Review: Samsung Galaxy Nexus for Verizon Wireless
The Android browser has finally been updated, rejoice! But also curse loudly!
The new browser does an excellent job of rendering web sites. When surfing via Wi-Fi, web sites load in a blink and look fantastic on the Galaxy Nexus's HD display. Remember that Android 4.0 updates the browser to be dual-core aware, and that gives it a boost when rendering web sites. Browser performance over 3G and 4G was somewhat inconsistent. Sometimes it is great, other times it is not. Viewing web content is really rewarding — if you don't mind the awkward controls to get you there.

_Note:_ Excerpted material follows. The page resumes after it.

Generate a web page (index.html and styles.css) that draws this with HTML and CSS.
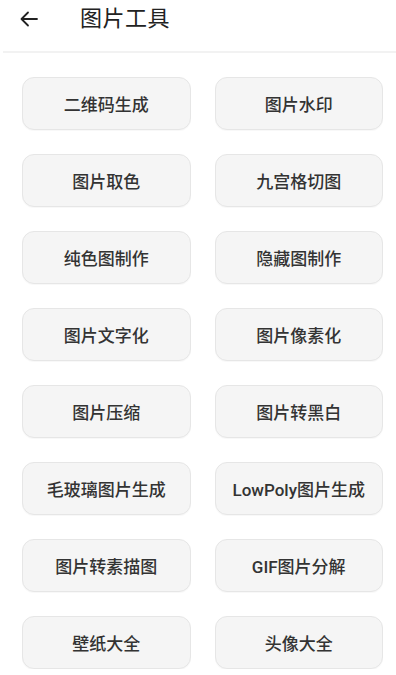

As with other apps, the Menu function — those three little dots! — is at the top of the screen. It's awkward to reach up there, I'd much rather these controls were available at the bottom of the screen where they would be easier to reach with my thumb. What's worse is that they vanish completely when you scroll down a web page. In order to get the Menu tool to reappear, you have to scroll up. That's completely annoying. The browser doesn't provide easy access to bookmarks, either. There's a little symbol that when pressed lets you open a new tab or sift through any tabs that might already be open. Only when this control is accessed can you reach your bookmarks. (However, there is a bookmark widget that can be placed on the home screen for easier access to specific web sites.)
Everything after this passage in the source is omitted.